Tuesday, September 06, 2005

Freighting the Whale III: The Fraternity of Depths



In the "The Honor and Glory of Whaling" chapter of Moby Dick, Melville seeks to add depth and resonance to his already sea-wild and most worthy tale by joining the task of the Pequod -- or rather, of dark Ahab and the White Whale -- or, rather still, of a contemporary author and the next timeless work -- with primary sources. "The more I dive into this matter of whaling," he writes in the chapter, "and push my researches up to the very spring-head of it, so much the more am I impressed with its great honorableness and antiquity; and especially when I find so many great demi-gods and heroes, prophets of all sorts, who one way or other have shed distinction upon it."

Then adds this kicker, which is my theme: "I am transported with the reflection that I myself belong, though but subordinately, to so emblazoned a fraternity."

Melville then ranges through a variety of mythic whale-sized endeavors, from Perseus freeing Andromeda from Leviathan to Jonah spending three nights in a whale, Hercules battling his way out of one and St. George fighting the Dragon (offering that whales and dragons were often confused, and quotes Ezekiel: "Thou art as a lion of the waters, and as a dragon of the sea").

Yet that is not enough: his greatest effort calls for an even more fundamental source. So he writes,

"Nor do heroes, saints, demigods and prophets alone compose the whole roll of our order. Our grand master is till to be named, for like royal kings of old times, we find the headwaters of our fraternity in nothing short of the great gods themselves. That wonderful oriental story is now rehearsed from Shaster, which gives us the dread Vishnoo, one of the three persons in the godhead of the Hindoos; gives us this divine Vishnoo himself for our Lord; -- Vishnoo, who, by the first of his ten earthly incarnations, has for ever set apart and sanctified the whale.

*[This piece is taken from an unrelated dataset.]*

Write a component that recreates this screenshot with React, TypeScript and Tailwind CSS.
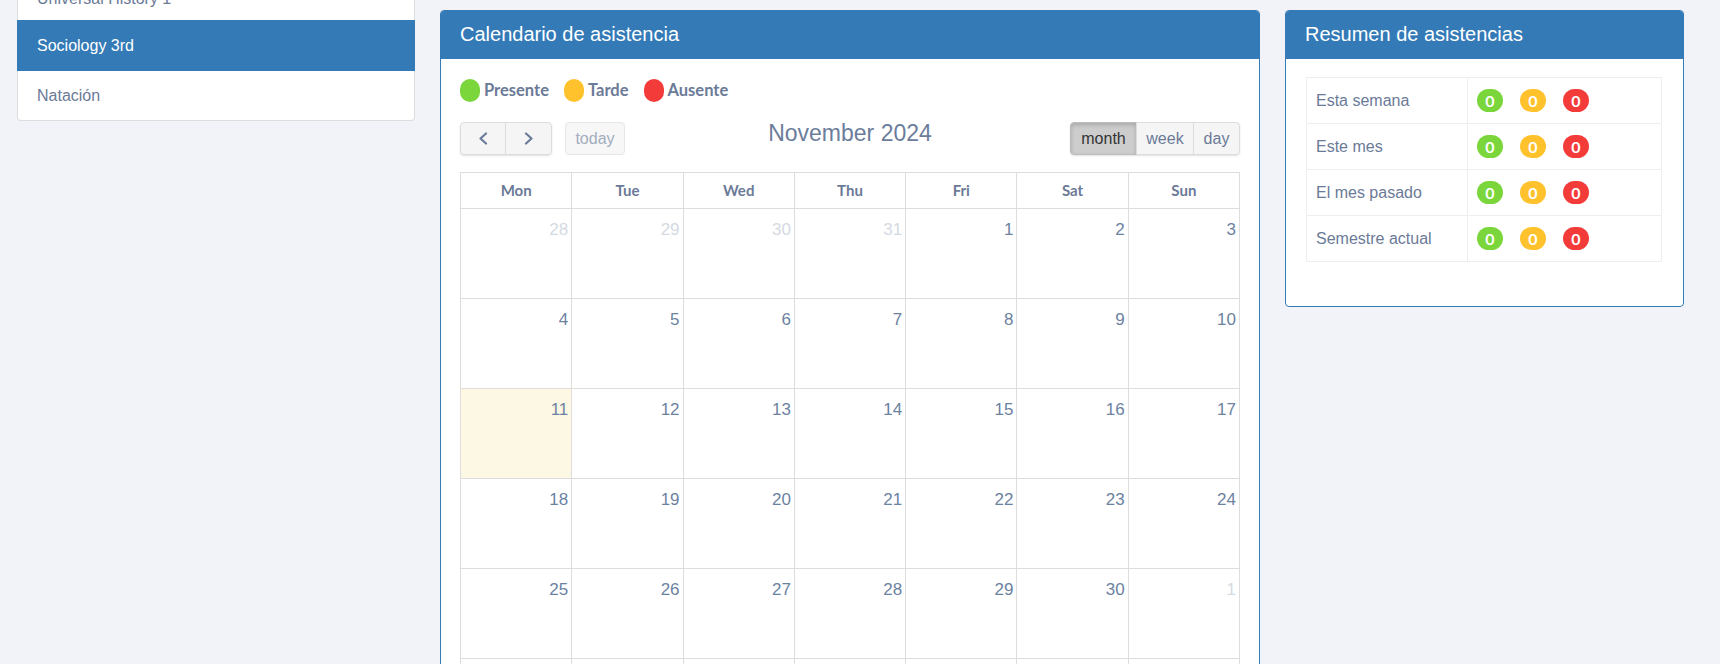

"When Bramha, or the God of Gods, saith the Shaster, resolved to recreate the world after one of its periodic dissolutions, he gave birth to Vishnoo, to preside over the work; but the Vedas, or mystical books, whose perusal would seem to have been indispensible to Vishnoo before beginning the creation, and which must have contained something in the shape of practical hints to young architects, these Vedas were lying at the bottom of the waters; so Vishnoo became incarnate as a whale, and sending down to the uttermost depths, rescued the sacred volumes. Was not this Vishnoo a whalemen, then? ever as a man rides a horse is called a horseman?"

***

Indeed. The tale transforms the deeper it goes. Melville descends from the contemporary reality of whale-hunting to the history and mystery of whale-harrowing, riding the whale, camping in the whale, fighting out of the whale, all the way down to becoming the whale, a sort of shamanic assumption of the whale's body, flukes and all. And there, at the bottom of things, is the very text that enables God to create the world and Melville to write his book -- infernal Vedas, perhaps; certainly a language fit for the task.